The maple on campus with the asymmetrical foliage is probably suffering root stress, he says.
“When you see a top part of the tree looking like that, or there’s dead branches, it means the trouble is in the root zone,” he says.
Root rot, which can attack spruce and white pine, has been particularly hard on arborvitae shrubs and yews commonly used around homes, he says.
The shrubs’ needles brown and branches die from the disease, Kemery says.
Jeff Ford, owner of J&A Tree Care in Fort Wayne, says he’s also been seeing weather-related tree disease in evergreens.
“I’ve noticed a lot of white pines have died this year,” he says, noting that the species is intolerant of flooding.
“Since they store almost all their energy in their needles, if it’s extremely wet or dry for a period of time, they completely shut down,” he says. The hallmark is needles that turn light green.
A fungal condition called needle cast has hit spruce trees, Ford adds, leaving football-shaped black spots on the needles in its wake.
“I think it’s because it’s been cool,” he says.
Still the news on trees is not all bad.
Both gypsy moth defoliation and damage caused by the newly discovered emerald ash borer have been kept in check, say the experts who will speak on those topics at the seminar.
Sadov says the borer apparently has not spread beyond its two known Indiana sites.
“These ash borers attack trees under stress due to lack of rain, and we had a lot of rain, at least early in the season,” Sadov says.
“We could see an increase of borer problems next year,” he says, because the weather started to dry out in September, when the weather service reported rainfall was about an inch below normal.

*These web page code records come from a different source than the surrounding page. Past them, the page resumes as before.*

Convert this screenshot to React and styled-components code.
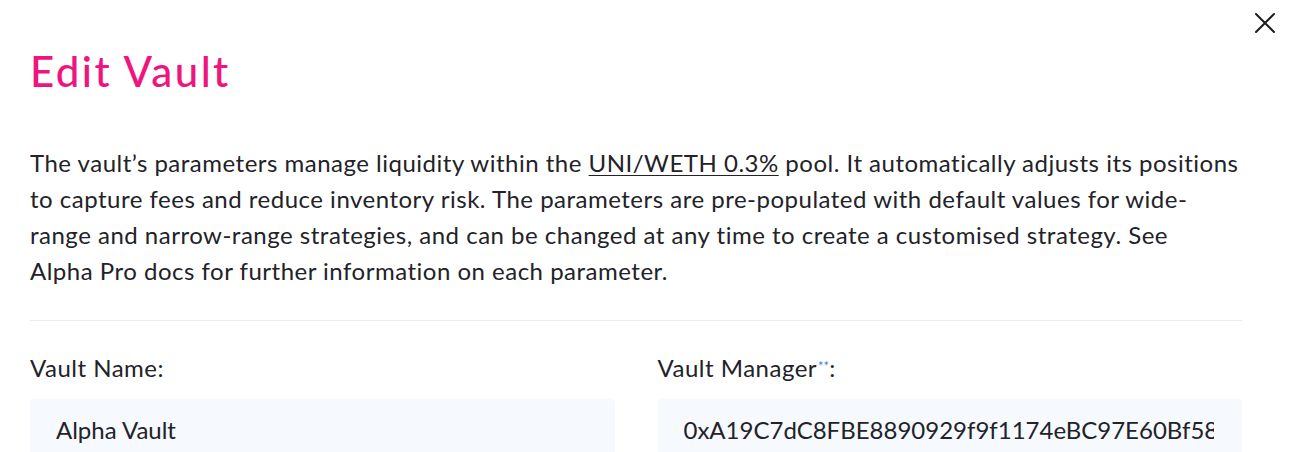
import styled, { createGlobalStyle } from "styled-components";

const Global = createGlobalStyle`
  body {
    margin: 0;
    background: #fff;
    font-family: "Lato", "Open Sans", sans-serif;
    color: #222228;
  }
`;

const Modal = styled.div`
  position: relative;
  padding: 46px 54px 0 30px;
`;

const CloseBtn = styled.button`
  position: absolute;
  top: 12px;
  right: 20px;
  width: 22px;
  height: 22px;
  padding: 0;
  border: none;
  background: none;
  cursor: pointer;
  color: #1e1e22;
`;

const Title = styled.h1`
  margin: 0;
  font-size: 42px;
  line-height: 50px;
  font-weight: 500;
  letter-spacing: 2.4px;
  color: #f0147e;
`;

const Intro = styled.p`
  margin: 49px 0 0;
  font-size: 24px;
  line-height: 36px;
  letter-spacing: 0.5px;
`;

const PoolLink = styled.span`
  text-decoration: underline;
  text-decoration-thickness: 1px;
  text-underline-offset: 3px;
`;

const Divider = styled.hr`
  margin: 31px 0 0;
  border: none;
  border-top: 1px solid #ececef;
`;

const Fields = styled.div`
  display: grid;
  grid-template-columns: 1fr 1fr;
  column-gap: 43px;
  margin-top: 29px;
`;

const Field = styled.div`
  display: flex;
  flex-direction: column;
  gap: 13px;
`;

const Label = styled.label`
  font-size: 24px;
  line-height: 36px;
  letter-spacing: 0.5px;
`;

const Stars = styled.sup`
  color: #3a7de8;
  font-size: 13px;
  vertical-align: 6px;
  line-height: 0;
  letter-spacing: 0;
  margin-left: 1px;
`;

const Input = styled.input`
  display: block;
  box-sizing: border-box;
  width: 100%;
  height: 62px;
  background: #f6f9fd;
  border: none;
  border-radius: 4px;
  padding: 12px 28px 14px 26px;
  font-family: inherit;
  font-size: 24px;
  line-height: 36px;
  letter-spacing: 0;
  color: #222228;
  outline: none;
`;

export default function App() {
  return (
    <>
      <Global />
      <Modal>
        <CloseBtn aria-label="Close">
          <svg width="22" height="22" viewBox="0 0 22 22" fill="none" stroke="currentColor" strokeWidth="2" strokeLinecap="round">
            <path d="M2 2 L20 20 M20 2 L2 20" />
          </svg>
        </CloseBtn>
        <Title>Edit Vault</Title>
        <Intro>
          The vault’s parameters manage liquidity within the <PoolLink>UNI/WETH 0.3%</PoolLink> pool. It
          automatically adjusts its positions to capture fees and reduce inventory risk. The parameters are
          pre-populated with default values for wide-range and narrow-range strategies, and can be changed at
          any time to create a customised strategy. See Alpha&nbsp;Pro docs for further information on each parameter.
        </Intro>
        <Divider />
        <Fields>
          <Field>
            <Label>Vault Name:</Label>
            <Input readOnly value="Alpha Vault" />
          </Field>
          <Field>
            <Label>
              Vault Manager<Stars>**</Stars>:
            </Label>
            <Input readOnly value="0xA19C7dC8FBE8890929f9f1174eBC97E60Bf58c4D" />
          </Field>
        </Fields>
      </Modal>
    </>
  );
}
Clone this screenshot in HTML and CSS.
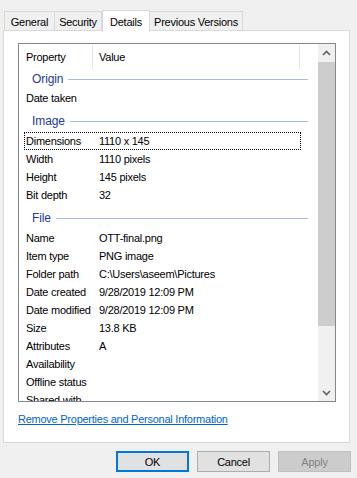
FILE: index.html
```html
<!DOCTYPE html>
<html>
<head>
<meta charset="utf-8">
<link rel="stylesheet" href="styles.css">
</head>
<body>
<div class="tabs">
  <div class="tab tab-general">General</div>
  <div class="tab tab-security">Security</div>
  <div class="tab tab-details selected">Details</div>
  <div class="tab tab-prev">Previous Versions</div>
</div>
<div class="panel">
  <div class="listbox">
    <div class="list-main">
      <div class="header">
        <div class="hcell hcell-prop">Property</div>
        <div class="hcell hcell-value">Value</div>
        <div class="hcell hcell-rest"></div>
      </div>
      <div class="group group-first"><span class="group-name">Origin</span><span class="group-line"></span></div>
      <div class="row"><span class="label">Date taken</span><span class="value"></span></div>
      <div class="group"><span class="group-name">Image</span><span class="group-line"></span></div>
      <div class="row focused"><span class="label">Dimensions</span><span class="value">1110 x 145</span></div>
      <div class="row"><span class="label">Width</span><span class="value">1110 pixels</span></div>
      <div class="row"><span class="label">Height</span><span class="value">145 pixels</span></div>
      <div class="row"><span class="label">Bit depth</span><span class="value">32</span></div>
      <div class="group"><span class="group-name">File</span><span class="group-line"></span></div>
      <div class="row"><span class="label">Name</span><span class="value">OTT-final.png</span></div>
      <div class="row"><span class="label">Item type</span><span class="value">PNG image</span></div>
      <div class="row"><span class="label">Folder path</span><span class="value">C:\Users\aseem\Pictures</span></div>
      <div class="row"><span class="label">Date created</span><span class="value">9/28/2019 12:09 PM</span></div>
      <div class="row"><span class="label">Date modified</span><span class="value">9/28/2019 12:09 PM</span></div>
      <div class="row"><span class="label">Size</span><span class="value">13.8 KB</span></div>
      <div class="row"><span class="label">Attributes</span><span class="value">A</span></div>
      <div class="row"><span class="label">Availability</span><span class="value"></span></div>
      <div class="row"><span class="label">Offline status</span><span class="value"></span></div>
      <div class="row"><span class="label">Shared with</span><span class="value"></span></div>
    </div>
    <div class="scrollbar">
      <div class="sb-btn">
        <svg width="9" height="6" viewBox="0 0 9 6"><polyline points="1,5 4.5,1.5 8,5" fill="none" stroke="#606060" stroke-width="1.6"/></svg>
      </div>
      <div class="sb-thumb"></div>
      <div class="sb-btn sb-down">
        <svg width="9" height="6" viewBox="0 0 9 6"><polyline points="1,1 4.5,4.5 8,1" fill="none" stroke="#606060" stroke-width="1.6"/></svg>
      </div>
    </div>
  </div>
  <a class="link" href="#">Remove Properties and Personal Information</a>
</div>
<div class="buttons">
  <div class="btn btn-default">OK</div>
  <div class="btn">Cancel</div>
  <div class="btn btn-disabled">Apply</div>
</div>
</body>
</html>
```

FILE: styles.css
```css
* { box-sizing: border-box; }

html, body {
  margin: 0;
  padding: 0;
}

body {
  width: 357px;
  height: 478px;
  overflow: hidden;
  background: #f0f0f0;
  font-family: "Liberation Sans", Arial, sans-serif;
  font-size: 11px;
  letter-spacing: -0.25px;
  color: #000;
}

.tabs {
  display: flex;
  align-items: flex-end;
  height: 31px;
  padding: 10px 0 0 4px;
  position: relative;
  z-index: 2;
}

.tab {
  height: 19px;
  border: 1px solid #d9d9d9;
  border-bottom: none;
  background: #f0f0f0;
  display: flex;
  align-items: center;
  justify-content: center;
  margin-right: -1px;
  margin-bottom: 1px;
  padding-top: 1px;
}

.tab-general { width: 51px; }
.tab-security { width: 48px; }
.tab-details { width: 48px; }
.tab-prev { width: 94px; }

.tab.selected {
  height: 22px;
  background: #fff;
  margin-bottom: -1px;
  margin-left: 1px;
  position: relative;
  z-index: 3;
  padding-top: 0;
}

.panel {
  margin-left: 3px;
  margin-top: -1px;
  width: 347px;
  height: 413px;
  background: #fff;
  border: 1px solid #d9d9d9;
  padding: 12px 0 0 14px;
  position: relative;
  z-index: 1;
}

.listbox {
  width: 318px;
  height: 359px;
  border: 1px solid #828790;
  display: flex;
  overflow: hidden;
}

.list-main {
  flex: 1;
  overflow: hidden;
}

.header {
  display: flex;
  height: 24px;
}

.hcell {
  display: flex;
  align-items: center;
  height: 24px;
  border-right: 1px solid #e5e5e5;
  margin-top: 1px;
}

.hcell-prop { width: 74px; padding-left: 7px; }
.hcell-value { width: 207px; padding-left: 6px; }
.hcell-rest { flex: 1; border-right: none; }

.group {
  display: flex;
  align-items: center;
  height: 25px;
  padding: 3px 10px 0 13px;
  color: #1e3a9a;
  font-size: 12px;
  letter-spacing: -0.1px;
}

.group-first {
  height: 21px;
  padding-top: 0;
}

.group-line {
  flex: 1;
  height: 1px;
  background: #a9bbe4;
  margin-left: 5px;
  margin-top: 1px;
}

.row {
  display: flex;
  align-items: center;
  margin-left: 5px;
  width: 277px;
  height: 18px;
  border: 1px dotted transparent;
  white-space: nowrap;
}

.row.focused {
  border-color: #000;
}

.label {
  width: 74px;
  padding-left: 1px;
  flex: none;
}

.value {
  flex: 1;
}

.scrollbar {
  width: 17px;
  background: #f0f0f0;
  display: flex;
  flex-direction: column;
}

.sb-btn {
  height: 18px;
  display: flex;
  align-items: center;
  justify-content: center;
  flex: none;
}

.sb-thumb {
  height: 264px;
  background: #cdcdcd;
  flex: none;
}

.sb-down {
  margin-top: auto;
  height: 17px;
}

.link {
  display: block;
  margin-top: 10px;
  width: max-content;
  line-height: 14px;
  color: #0066cc;
  text-decoration: underline;
}

.buttons {
  display: flex;
  justify-content: flex-end;
  gap: 8px;
  padding-right: 6px;
  margin-top: 8px;
}

.btn {
  width: 73px;
  height: 21px;
  background: #e1e1e1;
  border: 1px solid #adadad;
  display: flex;
  align-items: center;
  justify-content: center;
}

.btn-default {
  border: 2px solid #0078d7;
}

.btn-disabled {
  background: #cccccc;
  border-color: #bfbfbf;
  color: #838383;
}
```
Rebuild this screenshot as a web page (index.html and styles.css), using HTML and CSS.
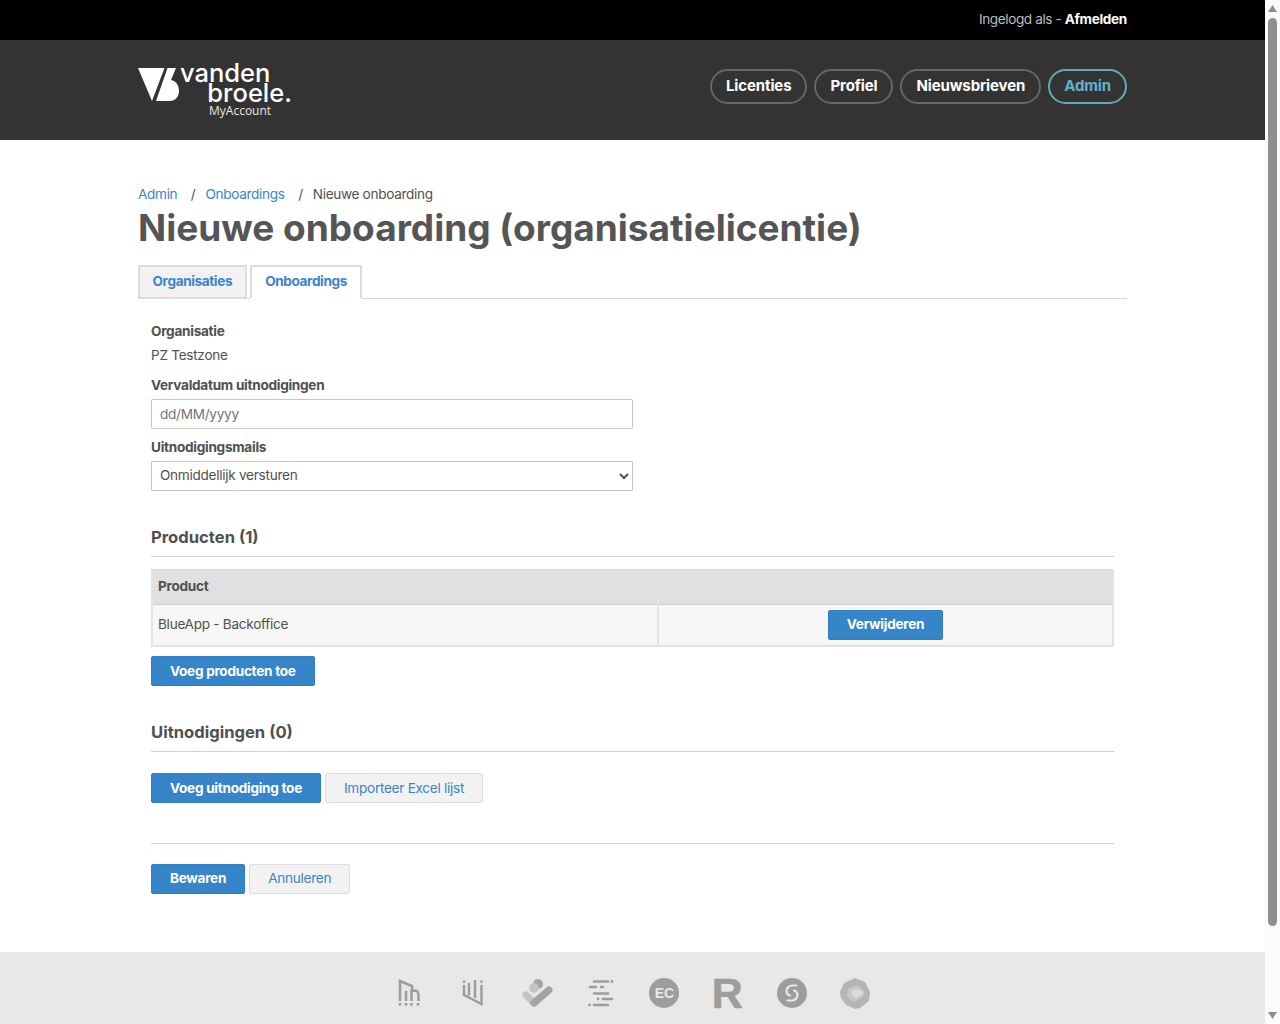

Moughler says gypsy moths also have been kept in check by this summer’s weather.
“From what I’ve seen so far, the numbers seem somewhat down,” says Moughler, who keeps track of moths caught in traps. “We had some slight defoliation, but the treatments this year have done very well.”
Treatments might have been aided by a fungus that attacks moths.
“I did see it in a few places,” he says.
To make trees, including ashes, less susceptible to damage, Kemery suggests they be thoroughly watered in the coming weeks. Trees need to go into winter with well-hydrated roots, he says.
“We had all this rain and people think it’s enough, but it doesn’t work that way,” Kemery says. “We actually went from flooding to drought in about three weeks’ time, and it’s tough, tough, tough on plants.”
Kemery says diseases and other problems of trees can take weeks, months and even years to show up. But, by learning the signs, homeowners can improve their chances of figuring out problems.